As the managing director of Hewlett-Packard India, Neelam Dhawan has countrywide responsibility for revenues and profitability and ensuring the greatest leverage from HP?s Services, Personal Systems and Imaging & Printing businesses. Visibly excited on the business opportunity here, she tells Sudhir Chowdhary that HP has a clear vision and strategy as well as experience in helping Indian enterprises, service providers and governments in their journey towards cloud adoption. Excerpts:

Is cloud really democratising the access to cutting-edge technology especially in emerging countries like India?

According to a research commissioned by Hewlett-Packard, 75% of business and technology executives in India believe that cloud computing will be at least as disruptive to the technology landscape as the impact of client and server technology or the internet. We are known for selling personal computers, servers, storage, networking, printers, software and services. When you look at cloud, you are looking infrastructure which is required for the cloud. Therefore, we are very excited about cloud because it leads to servers, storage, networking, software and services to integrate all the offerings. Essentially, it brings the entire Hewlett-Packard portfolio together.

What are the opportunities that you see in the cloud computing market. What is the strategy behind increasing your market share in this space?

Whenever we make a new announcement of technology, the first question is who is going to use it. Cloud is a complex technology and we are trying to simplify its pieces so that the adoption increases. What we are doing is bringing lots of things to work together.

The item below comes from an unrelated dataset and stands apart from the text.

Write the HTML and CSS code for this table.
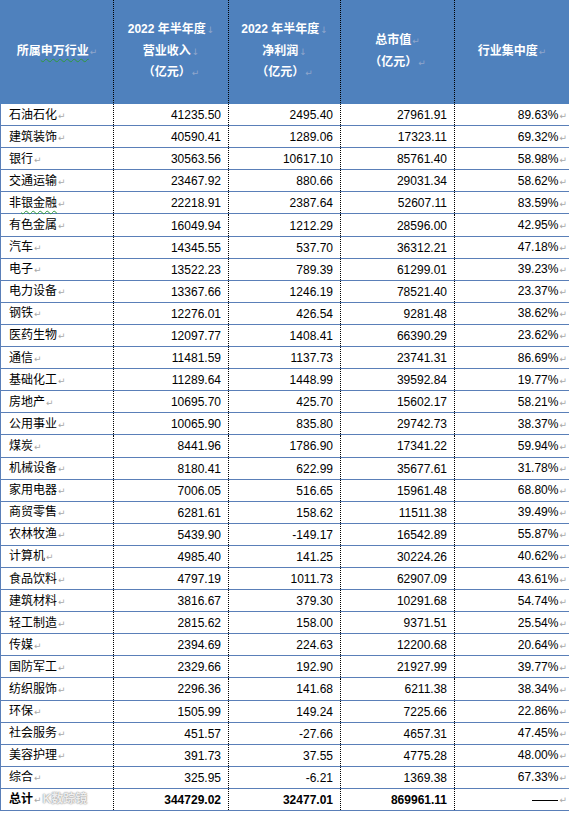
FILE: index.html
```html
<!DOCTYPE html>
<html lang="zh">
<head>
<meta charset="utf-8">
<link rel="stylesheet" href="styles.css">
</head>
<body>
<table class="grid">
<colgroup><col class="c1"><col class="c2"><col class="c3"><col class="c4"><col class="c5"></colgroup>
<thead>
<tr>
<th>所属<span class="wavy">申万行业</span><span class="pm">↵</span></th>
<th>2022 年半年度<span class="lb">↓</span><br>营业收入<span class="lb">↓</span><br>（亿元）<span class="pm">↵</span></th>
<th>2022 年半年度<span class="lb">↓</span><br>净利润<span class="lb">↓</span><br>（亿元）<span class="pm">↵</span></th>
<th>总市值<span class="pm">↵</span><br>（亿元）<span class="pm">↵</span></th>
<th>行业集中度<span class="pm">↵</span></th>
</tr>
</thead>
<tbody>
<tr><td class="name">石油石化<span class="pm">↵</span></td><td>41235.50</td><td>2495.40</td><td>27961.91</td><td class="pct">89.63%<span class="pm">↵</span></td></tr>
<tr><td class="name">建筑装饰<span class="pm">↵</span></td><td>40590.41</td><td>1289.06</td><td>17323.11</td><td class="pct">69.32%<span class="pm">↵</span></td></tr>
<tr><td class="name">银行<span class="pm">↵</span></td><td>30563.56</td><td>10617.10</td><td>85761.40</td><td class="pct">58.98%<span class="pm">↵</span></td></tr>
<tr><td class="name">交通运输<span class="pm">↵</span></td><td>23467.92</td><td>880.66</td><td>29031.34</td><td class="pct">58.62%<span class="pm">↵</span></td></tr>
<tr><td class="name">非<span class="wavy">银金融</span><span class="pm">↵</span></td><td>22218.91</td><td>2387.64</td><td>52607.11</td><td class="pct">83.59%<span class="pm">↵</span></td></tr>
<tr><td class="name">有色金属<span class="pm">↵</span></td><td>16049.94</td><td>1212.29</td><td>28596.00</td><td class="pct">42.95%<span class="pm">↵</span></td></tr>
<tr><td class="name">汽车<span class="pm">↵</span></td><td>14345.55</td><td>537.70</td><td>36312.21</td><td class="pct">47.18%<span class="pm">↵</span></td></tr>
<tr><td class="name">电子<span class="pm">↵</span></td><td>13522.23</td><td>789.39</td><td>61299.01</td><td class="pct">39.23%<span class="pm">↵</span></td></tr>
<tr><td class="name">电力设备<span class="pm">↵</span></td><td>13367.66</td><td>1246.19</td><td>78521.40</td><td class="pct">23.37%<span class="pm">↵</span></td></tr>
<tr><td class="name">钢铁<span class="pm">↵</span></td><td>12276.01</td><td>426.54</td><td>9281.48</td><td class="pct">38.62%<span class="pm">↵</span></td></tr>
<tr><td class="name">医药生物<span class="pm">↵</span></td><td>12097.77</td><td>1408.41</td><td>66390.29</td><td class="pct">23.62%<span class="pm">↵</span></td></tr>
<tr><td class="name">通信<span class="pm">↵</span></td><td>11481.59</td><td>1137.73</td><td>23741.31</td><td class="pct">86.69%<span class="pm">↵</span></td></tr>
<tr><td class="name">基础化工<span class="pm">↵</span></td><td>11289.64</td><td>1448.99</td><td>39592.84</td><td class="pct">19.77%<span class="pm">↵</span></td></tr>
<tr><td class="name">房地产<span class="pm">↵</span></td><td>10695.70</td><td>425.70</td><td>15602.17</td><td class="pct">58.21%<span class="pm">↵</span></td></tr>
<tr><td class="name">公用事业<span class="pm">↵</span></td><td>10065.90</td><td>835.80</td><td>29742.73</td><td class="pct">38.37%<span class="pm">↵</span></td></tr>
<tr><td class="name">煤炭<span class="pm">↵</span></td><td>8441.96</td><td>1786.90</td><td>17341.22</td><td class="pct">59.94%<span class="pm">↵</span></td></tr>
<tr><td class="name">机械设备<span class="pm">↵</span></td><td>8180.41</td><td>622.99</td><td>35677.61</td><td class="pct">31.78%<span class="pm">↵</span></td></tr>
<tr><td class="name">家用电器<span class="pm">↵</span></td><td>7006.05</td><td>516.65</td><td>15961.48</td><td class="pct">68.80%<span class="pm">↵</span></td></tr>
<tr><td class="name">商贸零售<span class="pm">↵</span></td><td>6281.61</td><td>158.62</td><td>11511.38</td><td class="pct">39.49%<span class="pm">↵</span></td></tr>
<tr><td class="name">农林牧渔<span class="pm">↵</span></td><td>5439.90</td><td>-149.17</td><td>16542.89</td><td class="pct">55.87%<span class="pm">↵</span></td></tr>
<tr><td class="name">计算机<span class="pm">↵</span></td><td>4985.40</td><td>141.25</td><td>30224.26</td><td class="pct">40.62%<span class="pm">↵</span></td></tr>
<tr><td class="name">食品饮料<span class="pm">↵</span></td><td>4797.19</td><td>1011.73</td><td>62907.09</td><td class="pct">43.61%<span class="pm">↵</span></td></tr>
<tr><td class="name">建筑材料<span class="pm">↵</span></td><td>3816.67</td><td>379.30</td><td>10291.68</td><td class="pct">54.74%<span class="pm">↵</span></td></tr>
<tr><td class="name">轻工制造<span class="pm">↵</span></td><td>2815.62</td><td>158.00</td><td>9371.51</td><td class="pct">25.54%<span class="pm">↵</span></td></tr>
<tr><td class="name">传媒<span class="pm">↵</span></td><td>2394.69</td><td>224.63</td><td>12200.68</td><td class="pct">20.64%<span class="pm">↵</span></td></tr>
<tr><td class="name">国防军工<span class="pm">↵</span></td><td>2329.66</td><td>192.90</td><td>21927.99</td><td class="pct">39.77%<span class="pm">↵</span></td></tr>
<tr><td class="name">纺织服饰<span class="pm">↵</span></td><td>2296.36</td><td>141.68</td><td>6211.38</td><td class="pct">38.34%<span class="pm">↵</span></td></tr>
<tr><td class="name">环保<span class="pm">↵</span></td><td>1505.99</td><td>149.24</td><td>7225.66</td><td class="pct">22.86%<span class="pm">↵</span></td></tr>
<tr><td class="name">社会服务<span class="pm">↵</span></td><td>451.57</td><td>-27.66</td><td>4657.31</td><td class="pct">47.45%<span class="pm">↵</span></td></tr>
<tr><td class="name">美容护理<span class="pm">↵</span></td><td>391.73</td><td>37.55</td><td>4775.28</td><td class="pct">48.00%<span class="pm">↵</span></td></tr>
<tr><td class="name">综合<span class="pm">↵</span></td><td>325.95</td><td>-6.21</td><td>1369.38</td><td class="pct">67.33%<span class="pm">↵</span></td></tr>
<tr class="total"><td class="name">总计<span class="pm">↵</span><span class="mark">K数踪镜</span></td><td>344729.02</td><td>32477.01</td><td>869961.11</td><td class="pct"><span class="dash"></span><span class="pm">↵</span></td></tr>
</tbody>
</table>
</body>
</html>
```
FILE: styles.css
```css
html, body {
  margin: 0;
  padding: 0;
  background: #ffffff;
}

.grid {
  border-collapse: collapse;
  table-layout: fixed;
  width: 569px;
  font-family: "Liberation Sans", "Noto Sans CJK SC", sans-serif;
  font-size: 12px;
  color: #000;
}

.c1 { width: 113px; }
.c2 { width: 115px; }
.c3 { width: 112px; }
.c4 { width: 114px; }
.c5 { width: 115px; }

.grid th {
  height: 103px;
  padding: 0;
  background: #4f81bd;
  color: #ffffff;
  font-family: "Liberation Sans", "Noto Sans CJK SC", sans-serif;
  font-weight: bold;
  font-size: 12px;
  line-height: 20.5px;
  text-align: center;
  vertical-align: middle;
  border-left: 1px dotted #000;
  border-bottom: 1px solid #4f81bd;
}

.grid th:first-child { border-left: 1px solid #4f81bd; }
.grid th:last-child { border-right: 1px solid #4f81bd; }

.grid td {
  height: 20.1px;
  padding: 1px 7px 0 0;
  text-align: right;
  vertical-align: middle;
  line-height: 16px;
  border-left: 1px dotted #000;
  border-bottom: 1px solid #5a7fb8;
  white-space: nowrap;
}

.grid td.name {
  text-align: left;
  padding: 1px 0 0 8px;
  border-left: 1px solid #5a7fb8;
}

.grid td.pct {
  padding-right: 2px;
  border-right: 1px solid #5a7fb8;
}

.pm {
  font-family: "DejaVu Sans", sans-serif;
  font-size: 9px;
  color: #a8a8a8;
  font-weight: normal;
  margin-left: 1px;
}

.grid th .pm, .grid th .lb {
  color: #8fa6cc;
}

.lb {
  font-family: "DejaVu Sans", sans-serif;
  font-size: 9px;
  font-weight: normal;
  margin-left: 1px;
}

.wavy {
  text-decoration: underline wavy #2e9a3a;
  text-decoration-thickness: 1px;
  text-underline-offset: 3px;
}

.total td {
  font-weight: bold;
}

.mark {
  margin-left: 1px;
  font-weight: bold;
  font-size: 12px;
  color: rgba(255, 255, 255, 0.85);
  text-shadow: 0 0 1px #888, 0 0 2px #aaa;
}

.dash {
  display: inline-block;
  width: 26px;
  height: 0;
  border-top: 1px solid #000;
  vertical-align: middle;
}
```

When I look at who will adopt it, it is anyone and everybody. It starts with the small and medium business (SMB). India always had this model wherein companies were encouraged to set up manufacturing in remote areas of the country, in order to get various tax benefits and tax breaks. But companies in these remote locations do not get people to run their IT operations. From May 10, Hewlett-Packard will deliver on-demand compute instances or virtual machines for companies.

We are looking at the key verticals including IT-ITeS, banking, financial services and insurance, telecom, manufacturing and government. They already spend a significant percentage of their IT investments into cloud related areas. Other verticals such as energy, healthcare, retail and education among others also present a sizable opportunity for us.

Cloud computing market is around $2 billion and contributes 0.5% of the total ICT spend in India. Personally I see it growing at 30-35% every year, which is nearly two times the IT industry?s growth rate.

Is it safe to say now that cloud is no longer a hype?

Two years ago, cloud was more of hype and cloudy. We used to hear this quite often. But in the last 18 months, we have managed to get more than 70 customers in India, who are either using cloud infrastructure or end-to-end cloud solutions. We haven?t focused outside technologically aware customers because they would be the early adopters for us. But I think that cloud adoption is going to pick up significantly in the months to come. Cloud adoption will be much higher and at a very accelerated rate.

Amazon is believed to have one of the largest corporate cloud businesses. How different is Hewlett-Packard from Amazon?

Amazon only sells access to things like computing and data storage, not hardware. Amazon cannot set up the cloud for you. If you are a bank, telecom or a manufacturing company and want a cloud to be set up so that you can be connected to your dealers or customers, Amazon cannot do it; Hewlett-Packard can do it. We are in the business of designing and building clouds as well as offering public clouds to companies.

We have invested some capital in creating a cloud factory in our Bangalore office. Around 20 companies are currently working there to develop their applications.

We have also set up a $2 billion global fund to provide flexible leasing options, asset management and staggered payments to companies looking to set up large clouds. Such initiatives will definitely increase cloud adoption in the country.

Are Indian companies adopting cloud as a service?

Enterprises in the fast growing BFSI sector are exploring cloud storage and compute power to handle massive amounts of real time core/ non-core banking data and minimise outages. Telecom companies are witnessing rapid growth and would continue to leverage cloud benefits to support growth. IT-ITeS companies are fast evaluating cloud offerings. Upfront infrastructure investment is a big challenge for the vast base of SMB manufacturers and hence are considering cloud infrastructure to enhance competitiveness. The number of hospitals adopting e-health records and other digitised clinical systems is increasing rapidly in India. So, all these verticals present a sizable opportunity for us.